··· Data shown ···

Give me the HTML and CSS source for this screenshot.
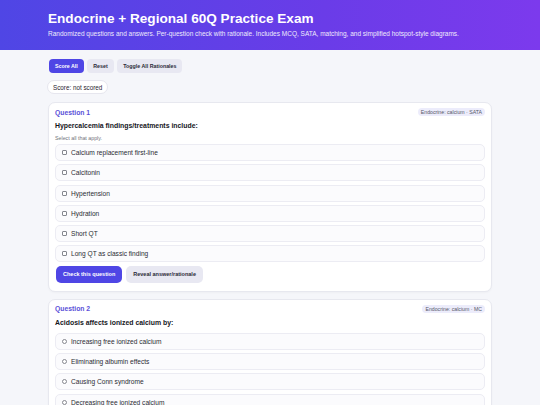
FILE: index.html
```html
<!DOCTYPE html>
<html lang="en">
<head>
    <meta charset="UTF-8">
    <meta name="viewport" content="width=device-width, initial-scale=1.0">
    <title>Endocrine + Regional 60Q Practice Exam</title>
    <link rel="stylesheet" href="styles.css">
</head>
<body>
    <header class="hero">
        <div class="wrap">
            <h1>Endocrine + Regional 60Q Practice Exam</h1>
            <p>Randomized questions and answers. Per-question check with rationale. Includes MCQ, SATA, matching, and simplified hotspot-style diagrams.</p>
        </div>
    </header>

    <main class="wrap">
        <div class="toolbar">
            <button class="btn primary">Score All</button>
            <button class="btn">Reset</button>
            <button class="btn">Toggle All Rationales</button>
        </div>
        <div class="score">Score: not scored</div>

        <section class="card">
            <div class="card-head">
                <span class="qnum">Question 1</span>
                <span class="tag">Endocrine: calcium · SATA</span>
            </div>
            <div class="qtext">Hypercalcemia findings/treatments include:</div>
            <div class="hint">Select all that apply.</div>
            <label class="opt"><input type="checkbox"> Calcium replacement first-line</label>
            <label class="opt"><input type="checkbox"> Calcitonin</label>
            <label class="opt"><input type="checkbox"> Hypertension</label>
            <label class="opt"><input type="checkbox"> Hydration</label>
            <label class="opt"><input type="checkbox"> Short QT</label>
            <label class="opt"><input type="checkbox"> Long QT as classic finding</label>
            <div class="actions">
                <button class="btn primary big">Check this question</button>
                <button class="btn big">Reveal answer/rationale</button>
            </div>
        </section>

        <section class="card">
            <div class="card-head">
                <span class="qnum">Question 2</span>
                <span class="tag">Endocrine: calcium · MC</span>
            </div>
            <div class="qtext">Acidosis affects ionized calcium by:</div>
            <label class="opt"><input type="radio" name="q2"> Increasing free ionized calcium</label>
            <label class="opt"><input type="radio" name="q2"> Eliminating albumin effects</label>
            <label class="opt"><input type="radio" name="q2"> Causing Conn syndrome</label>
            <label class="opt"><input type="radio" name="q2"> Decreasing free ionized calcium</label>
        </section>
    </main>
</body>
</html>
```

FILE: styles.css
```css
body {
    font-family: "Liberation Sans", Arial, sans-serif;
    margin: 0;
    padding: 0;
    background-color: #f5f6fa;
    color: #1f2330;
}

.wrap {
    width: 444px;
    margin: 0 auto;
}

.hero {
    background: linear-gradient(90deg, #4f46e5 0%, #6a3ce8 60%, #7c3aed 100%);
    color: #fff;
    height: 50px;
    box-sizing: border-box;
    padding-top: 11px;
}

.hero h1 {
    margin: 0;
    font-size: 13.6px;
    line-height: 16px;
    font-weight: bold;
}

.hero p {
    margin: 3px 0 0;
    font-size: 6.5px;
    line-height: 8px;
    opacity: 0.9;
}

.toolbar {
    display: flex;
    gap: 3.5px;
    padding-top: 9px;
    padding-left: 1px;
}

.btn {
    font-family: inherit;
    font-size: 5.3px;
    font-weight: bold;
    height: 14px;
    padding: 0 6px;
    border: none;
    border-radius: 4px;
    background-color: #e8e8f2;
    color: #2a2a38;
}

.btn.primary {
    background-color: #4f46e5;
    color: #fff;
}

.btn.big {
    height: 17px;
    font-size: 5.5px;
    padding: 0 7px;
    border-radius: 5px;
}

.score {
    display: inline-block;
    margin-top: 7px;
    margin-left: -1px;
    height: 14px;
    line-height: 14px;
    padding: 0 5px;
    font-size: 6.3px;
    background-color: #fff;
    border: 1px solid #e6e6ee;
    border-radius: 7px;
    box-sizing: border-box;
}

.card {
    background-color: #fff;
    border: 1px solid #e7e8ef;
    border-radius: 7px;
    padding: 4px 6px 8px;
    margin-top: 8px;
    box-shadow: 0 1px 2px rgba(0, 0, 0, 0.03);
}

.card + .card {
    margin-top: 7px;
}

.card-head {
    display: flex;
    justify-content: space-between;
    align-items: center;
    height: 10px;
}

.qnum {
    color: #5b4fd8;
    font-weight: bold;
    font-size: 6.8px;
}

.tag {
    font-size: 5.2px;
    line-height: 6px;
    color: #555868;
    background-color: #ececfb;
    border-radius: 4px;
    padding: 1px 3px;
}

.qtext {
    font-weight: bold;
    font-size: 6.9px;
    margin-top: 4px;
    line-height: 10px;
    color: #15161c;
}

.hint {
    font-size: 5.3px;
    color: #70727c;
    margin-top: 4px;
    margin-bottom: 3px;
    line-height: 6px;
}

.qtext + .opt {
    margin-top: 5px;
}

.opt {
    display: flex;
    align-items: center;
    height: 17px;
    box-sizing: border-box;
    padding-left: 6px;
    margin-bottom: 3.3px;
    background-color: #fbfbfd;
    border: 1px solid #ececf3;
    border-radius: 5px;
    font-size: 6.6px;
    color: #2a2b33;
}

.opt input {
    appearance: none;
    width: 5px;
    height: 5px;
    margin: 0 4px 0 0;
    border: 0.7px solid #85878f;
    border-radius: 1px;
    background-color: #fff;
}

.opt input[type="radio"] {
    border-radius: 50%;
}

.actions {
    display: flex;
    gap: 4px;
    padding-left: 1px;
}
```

···

Description of the task: Transcribe the material exactly, keeping every word and none of the pictures.

Correct answer:
Give me the HTML and CSS source for this screenshot.
FILE: index.html
```html
<!DOCTYPE html>
<html lang="en">
<head>
    <meta charset="UTF-8">
    <meta name="viewport" content="width=device-width, initial-scale=1.0">
    <title>Endocrine + Regional 60Q Practice Exam</title>
    <link rel="stylesheet" href="styles.css">
</head>
<body>
    <header class="hero">
        <div class="wrap">
            <h1>Endocrine + Regional 60Q Practice Exam</h1>
            <p>Randomized questions and answers. Per-question check with rationale. Includes MCQ, SATA, matching, and simplified hotspot-style diagrams.</p>
        </div>
    </header>

    <main class="wrap">
        <div class="toolbar">
            <button class="btn primary">Score All</button>
            <button class="btn">Reset</button>
            <button class="btn">Toggle All Rationales</button>
        </div>
        <div class="score">Score: not scored</div>

        <section class="card">
            <div class="card-head">
                <span class="qnum">Question 1</span>
                <span class="tag">Endocrine: calcium · SATA</span>
            </div>
            <div class="qtext">Hypercalcemia findings/treatments include:</div>
            <div class="hint">Select all that apply.</div>
            <label class="opt"><input type="checkbox"> Calcium replacement first-line</label>
            <label class="opt"><input type="checkbox"> Calcitonin</label>
            <label class="opt"><input type="checkbox"> Hypertension</label>
            <label class="opt"><input type="checkbox"> Hydration</label>
            <label class="opt"><input type="checkbox"> Short QT</label>
            <label class="opt"><input type="checkbox"> Long QT as classic finding</label>
            <div class="actions">
                <button class="btn primary big">Check this question</button>
                <button class="btn big">Reveal answer/rationale</button>
            </div>
        </section>

        <section class="card">
            <div class="card-head">
                <span class="qnum">Question 2</span>
                <span class="tag">Endocrine: calcium · MC</span>
            </div>
            <div class="qtext">Acidosis affects ionized calcium by:</div>
            <label class="opt"><input type="radio" name="q2"> Increasing free ionized calcium</label>
            <label class="opt"><input type="radio" name="q2"> Eliminating albumin effects</label>
            <label class="opt"><input type="radio" name="q2"> Causing Conn syndrome</label>
            <label class="opt"><input type="radio" name="q2"> Decreasing free ionized calcium</label>
        </section>
    </main>
</body>
</html>
```

FILE: styles.css
```css
body {
    font-family: "Liberation Sans", Arial, sans-serif;
    margin: 0;
    padding: 0;
    background-color: #f5f6fa;
    color: #1f2330;
}

.wrap {
    width: 444px;
    margin: 0 auto;
}

.hero {
    background: linear-gradient(90deg, #4f46e5 0%, #6a3ce8 60%, #7c3aed 100%);
    color: #fff;
    height: 50px;
    box-sizing: border-box;
    padding-top: 11px;
}

.hero h1 {
    margin: 0;
    font-size: 13.6px;
    line-height: 16px;
    font-weight: bold;
}

.hero p {
    margin: 3px 0 0;
    font-size: 6.5px;
    line-height: 8px;
    opacity: 0.9;
}

.toolbar {
    display: flex;
    gap: 3.5px;
    padding-top: 9px;
    padding-left: 1px;
}

.btn {
    font-family: inherit;
    font-size: 5.3px;
    font-weight: bold;
    height: 14px;
    padding: 0 6px;
    border: none;
    border-radius: 4px;
    background-color: #e8e8f2;
    color: #2a2a38;
}

.btn.primary {
    background-color: #4f46e5;
    color: #fff;
}

.btn.big {
    height: 17px;
    font-size: 5.5px;
    padding: 0 7px;
    border-radius: 5px;
}

.score {
    display: inline-block;
    margin-top: 7px;
    margin-left: -1px;
    height: 14px;
    line-height: 14px;
    padding: 0 5px;
    font-size: 6.3px;
    background-color: #fff;
    border: 1px solid #e6e6ee;
    border-radius: 7px;
    box-sizing: border-box;
}

.card {
    background-color: #fff;
    border: 1px solid #e7e8ef;
    border-radius: 7px;
    padding: 4px 6px 8px;
    margin-top: 8px;
    box-shadow: 0 1px 2px rgba(0, 0, 0, 0.03);
}

.card + .card {
    margin-top: 7px;
}

.card-head {
    display: flex;
    justify-content: space-between;
    align-items: center;
    height: 10px;
}

.qnum {
    color: #5b4fd8;
    font-weight: bold;
    font-size: 6.8px;
}

.tag {
    font-size: 5.2px;
    line-height: 6px;
    color: #555868;
    background-color: #ececfb;
    border-radius: 4px;
    padding: 1px 3px;
}

.qtext {
    font-weight: bold;
    font-size: 6.9px;
    margin-top: 4px;
    line-height: 10px;
    color: #15161c;
}

.hint {
    font-size: 5.3px;
    color: #70727c;
    margin-top: 4px;
    margin-bottom: 3px;
    line-height: 6px;
}

.qtext + .opt {
    margin-top: 5px;
}

.opt {
    display: flex;
    align-items: center;
    height: 17px;
    box-sizing: border-box;
    padding-left: 6px;
    margin-bottom: 3.3px;
    background-color: #fbfbfd;
    border: 1px solid #ececf3;
    border-radius: 5px;
    font-size: 6.6px;
    color: #2a2b33;
}

.opt input {
    appearance: none;
    width: 5px;
    height: 5px;
    margin: 0 4px 0 0;
    border: 0.7px solid #85878f;
    border-radius: 1px;
    background-color: #fff;
}

.opt input[type="radio"] {
    border-radius: 50%;
}

.actions {
    display: flex;
    gap: 4px;
    padding-left: 1px;
}
```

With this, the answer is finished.